* begin *

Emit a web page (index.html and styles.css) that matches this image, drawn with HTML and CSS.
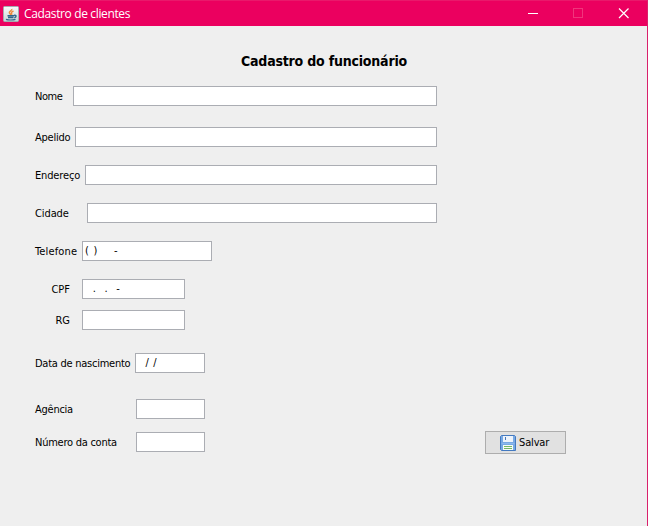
FILE: index.html
```html
<!DOCTYPE html>
<html lang="pt-BR">
<head>
<meta charset="utf-8">
<title>Cadastro de clientes</title>
<link rel="stylesheet" href="styles.css">
</head>
<body>
<div class="window">
  <header class="titlebar">
    <svg class="java" width="16" height="16" viewBox="0 0 16 16">
      <defs><linearGradient id="tile" x1="0" y1="0" x2="0" y2="1"><stop offset="0" stop-color="#fafafa"/><stop offset="1" stop-color="#c9d2d5"/></linearGradient></defs>
      <rect x=".5" y=".5" width="15" height="15" rx="1" fill="url(#tile)" stroke="#a5acb0"/>
      <path d="M8.800 3C9.300 4.600 6 5 6.300 6.700L8 9M10.500 5C8.300 6 8 6.500 9 8.700" fill="none" stroke="#ee8a3c" stroke-width="1.400"/>
      <path d="M4.500 9.700h6.500M5 11.500h5.500M3 13.300c2 .8 7 .8 9.500 0M11 9.400c2.700-.8 2.700 1.700.3 2.300" fill="none" stroke="#2f658b" stroke-width="1.400"/>
    </svg>
    <span class="caption">Cadastro de clientes</span>
    <svg class="controls" width="102" height="12" viewBox="0 0 102 12" fill="none">
      <path d="M0 6.500h10" stroke="#fff"/>
      <rect x="45.500" y="1.500" width="9" height="9" stroke="#f0357c"/>
      <path d="M91 1.500l9.500 9.500M100.500 1.500l-9.500 9.500" stroke="#fff" stroke-width="1.200"/>
    </svg>
  </header>
  <main class="content">
    <h1 class="heading"><span>Cadastro do funcionário</span></h1>
    <form class="form">
      <div class="row nome"><label>Nome</label><div class="field"></div></div>
      <div class="row apelido"><label>Apelido</label><div class="field"></div></div>
      <div class="row endereco"><label>Endereço</label><div class="field"></div></div>
      <div class="row cidade"><label>Cidade</label><div class="field"></div></div>
      <div class="row telefone"><label>Telefone</label><div class="field">( )&nbsp;&nbsp;&nbsp; -</div></div>
      <div class="row cpf"><label>CPF</label><div class="field">&nbsp; .&nbsp; .&nbsp; -</div></div>
      <div class="row rg"><label>RG</label><div class="field"></div></div>
      <div class="row data"><label>Data de nascimento</label><div class="field">&nbsp; / /</div></div>
      <div class="row agencia"><label>Agência</label><div class="field"></div></div>
      <div class="row conta"><label>Número da conta</label><div class="field"></div>
        <button class="save" type="button">
          <svg width="16" height="16" viewBox="0 0 16 16">
            <path d="M1.500.5h13l1 1v14h-14l-1-1v-13z" fill="#78a9e4" stroke="#4379c0"/>
            <path d="M3 1h10v6H3z" fill="#edf3fb"/>
            <path d="M5 2h1v3H5z" fill="#4877b5"/>
            <path d="M1.500 8.500h13" stroke="#8db9ec"/>
            <path d="M3 10h10v5H3z" fill="#f8fcf5"/>
            <path d="M4 11.500h8M4 13.500h8" stroke="#75b767"/>
          </svg>
          <span>Salvar</span>
        </button>
      </div>
    </form>
  </main>
</div>
</body>
</html>
```

FILE: styles.css
```css
* { box-sizing: border-box; }
body {
  margin: 0;
  font-family: "DejaVu Sans Condensed", "DejaVu Sans", sans-serif;
  font-stretch: condensed;
  font-size: 11px;
  color: #000;
}
.window {
  height: 526px;
  overflow: hidden;
  background: #efefef;
  border-right: 1px solid #d9206b;
}
.titlebar {
  display: flex;
  align-items: center;
  height: 26px;
  padding: 0 17px 0 3px;
  background: #eb005f;
  border-top: 1px solid #e9196b;
  color: #fff;
}
.controls { margin-top: -1px; }
.caption {
  flex: 1;
  margin-left: 5px;
  font: 12px/18px "Open Sans", sans-serif;
  letter-spacing: -0.36px;
}
.heading {
  height: 60px;
  margin: 0;
  padding: 25px 0 0 241px;
  font-size: 14px;
  line-height: 20px;
  letter-spacing: -0.2px;
  white-space: nowrap;
}
.row {
  display: flex;
  width: 531px;
  height: 20px;
  margin: 0 0 18px 35px;
}
.row label {
  flex: none;
  width: 47px;
  line-height: 22px;
  white-space: nowrap;
  letter-spacing: -0.25px;
}
.field {
  width: 103px;
  height: 20px;
  padding-left: 2px;
  background: #fff;
  border: 1px solid #abadb3;
  line-height: 18px;
  white-space: nowrap;
}
.nome { margin-bottom: 21px; }
.nome label { width: 38px; letter-spacing: -0.45px; }
.nome .field { width: 364px; }
.apelido label { width: 40px; }
.apelido .field { width: 362px; }
.endereco label { width: 50px; letter-spacing: -0.15px; }
.endereco .field { width: 352px; }
.cidade label { width: 52px; letter-spacing: -0.1px; }
.cidade .field { width: 350px; }
.telefone label { letter-spacing: 0.15px; }
.telefone .field { width: 130px; letter-spacing: 0.8px; }
.cpf { margin-bottom: 11px; }
.cpf .field { letter-spacing: 0.75px; }
.cpf label, .rg label { padding-right: 12px; text-align: right; letter-spacing: 0; }
.rg { margin-bottom: 23px; }
.data { margin-bottom: 26px; }
.data label { width: 100px; }
.data .field { width: 70px; letter-spacing: 0.6px; }
.agencia { margin-bottom: 13px; }
.agencia label, .conta label { width: 101px; }
.agencia .field, .conta .field { width: 69px; }
.save {
  display: flex;
  align-items: center;
  gap: 3px;
  width: 81px;
  height: 23px;
  margin: -1px 0 0 auto;
  padding: 0 0 0 14px;
  background: #e1e1e1;
  border: 1px solid #adadad;
  color: #000;
  font: inherit;
  letter-spacing: -0.15px;
}
```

* end *

▸ THE TASK: Return all of the data exactly as written, and drop the pictures.

▸ FULL RESPONSE:
Emit a web page (index.html and styles.css) that matches this image, drawn with HTML and CSS.
FILE: index.html
```html
<!DOCTYPE html>
<html lang="pt-BR">
<head>
<meta charset="utf-8">
<title>Cadastro de clientes</title>
<link rel="stylesheet" href="styles.css">
</head>
<body>
<div class="window">
  <header class="titlebar">
    <svg class="java" width="16" height="16" viewBox="0 0 16 16">
      <defs><linearGradient id="tile" x1="0" y1="0" x2="0" y2="1"><stop offset="0" stop-color="#fafafa"/><stop offset="1" stop-color="#c9d2d5"/></linearGradient></defs>
      <rect x=".5" y=".5" width="15" height="15" rx="1" fill="url(#tile)" stroke="#a5acb0"/>
      <path d="M8.800 3C9.300 4.600 6 5 6.300 6.700L8 9M10.500 5C8.300 6 8 6.500 9 8.700" fill="none" stroke="#ee8a3c" stroke-width="1.400"/>
      <path d="M4.500 9.700h6.500M5 11.500h5.500M3 13.300c2 .8 7 .8 9.500 0M11 9.400c2.700-.8 2.700 1.700.3 2.300" fill="none" stroke="#2f658b" stroke-width="1.400"/>
    </svg>
    <span class="caption">Cadastro de clientes</span>
    <svg class="controls" width="102" height="12" viewBox="0 0 102 12" fill="none">
      <path d="M0 6.500h10" stroke="#fff"/>
      <rect x="45.500" y="1.500" width="9" height="9" stroke="#f0357c"/>
      <path d="M91 1.500l9.500 9.500M100.500 1.500l-9.500 9.500" stroke="#fff" stroke-width="1.200"/>
    </svg>
  </header>
  <main class="content">
    <h1 class="heading"><span>Cadastro do funcionário</span></h1>
    <form class="form">
      <div class="row nome"><label>Nome</label><div class="field"></div></div>
      <div class="row apelido"><label>Apelido</label><div class="field"></div></div>
      <div class="row endereco"><label>Endereço</label><div class="field"></div></div>
      <div class="row cidade"><label>Cidade</label><div class="field"></div></div>
      <div class="row telefone"><label>Telefone</label><div class="field">( )&nbsp;&nbsp;&nbsp; -</div></div>
      <div class="row cpf"><label>CPF</label><div class="field">&nbsp; .&nbsp; .&nbsp; -</div></div>
      <div class="row rg"><label>RG</label><div class="field"></div></div>
      <div class="row data"><label>Data de nascimento</label><div class="field">&nbsp; / /</div></div>
      <div class="row agencia"><label>Agência</label><div class="field"></div></div>
      <div class="row conta"><label>Número da conta</label><div class="field"></div>
        <button class="save" type="button">
          <svg width="16" height="16" viewBox="0 0 16 16">
            <path d="M1.500.5h13l1 1v14h-14l-1-1v-13z" fill="#78a9e4" stroke="#4379c0"/>
            <path d="M3 1h10v6H3z" fill="#edf3fb"/>
            <path d="M5 2h1v3H5z" fill="#4877b5"/>
            <path d="M1.500 8.500h13" stroke="#8db9ec"/>
            <path d="M3 10h10v5H3z" fill="#f8fcf5"/>
            <path d="M4 11.500h8M4 13.500h8" stroke="#75b767"/>
          </svg>
          <span>Salvar</span>
        </button>
      </div>
    </form>
  </main>
</div>
</body>
</html>
```

FILE: styles.css
```css
* { box-sizing: border-box; }
body {
  margin: 0;
  font-family: "DejaVu Sans Condensed", "DejaVu Sans", sans-serif;
  font-stretch: condensed;
  font-size: 11px;
  color: #000;
}
.window {
  height: 526px;
  overflow: hidden;
  background: #efefef;
  border-right: 1px solid #d9206b;
}
.titlebar {
  display: flex;
  align-items: center;
  height: 26px;
  padding: 0 17px 0 3px;
  background: #eb005f;
  border-top: 1px solid #e9196b;
  color: #fff;
}
.controls { margin-top: -1px; }
.caption {
  flex: 1;
  margin-left: 5px;
  font: 12px/18px "Open Sans", sans-serif;
  letter-spacing: -0.36px;
}
.heading {
  height: 60px;
  margin: 0;
  padding: 25px 0 0 241px;
  font-size: 14px;
  line-height: 20px;
  letter-spacing: -0.2px;
  white-space: nowrap;
}
.row {
  display: flex;
  width: 531px;
  height: 20px;
  margin: 0 0 18px 35px;
}
.row label {
  flex: none;
  width: 47px;
  line-height: 22px;
  white-space: nowrap;
  letter-spacing: -0.25px;
}
.field {
  width: 103px;
  height: 20px;
  padding-left: 2px;
  background: #fff;
  border: 1px solid #abadb3;
  line-height: 18px;
  white-space: nowrap;
}
.nome { margin-bottom: 21px; }
.nome label { width: 38px; letter-spacing: -0.45px; }
.nome .field { width: 364px; }
.apelido label { width: 40px; }
.apelido .field { width: 362px; }
.endereco label { width: 50px; letter-spacing: -0.15px; }
.endereco .field { width: 352px; }
.cidade label { width: 52px; letter-spacing: -0.1px; }
.cidade .field { width: 350px; }
.telefone label { letter-spacing: 0.15px; }
.telefone .field { width: 130px; letter-spacing: 0.8px; }
.cpf { margin-bottom: 11px; }
.cpf .field { letter-spacing: 0.75px; }
.cpf label, .rg label { padding-right: 12px; text-align: right; letter-spacing: 0; }
.rg { margin-bottom: 23px; }
.data { margin-bottom: 26px; }
.data label { width: 100px; }
.data .field { width: 70px; letter-spacing: 0.6px; }
.agencia { margin-bottom: 13px; }
.agencia label, .conta label { width: 101px; }
.agencia .field, .conta .field { width: 69px; }
.save {
  display: flex;
  align-items: center;
  gap: 3px;
  width: 81px;
  height: 23px;
  margin: -1px 0 0 auto;
  padding: 0 0 0 14px;
  background: #e1e1e1;
  border: 1px solid #adadad;
  color: #000;
  font: inherit;
  letter-spacing: -0.15px;
}
```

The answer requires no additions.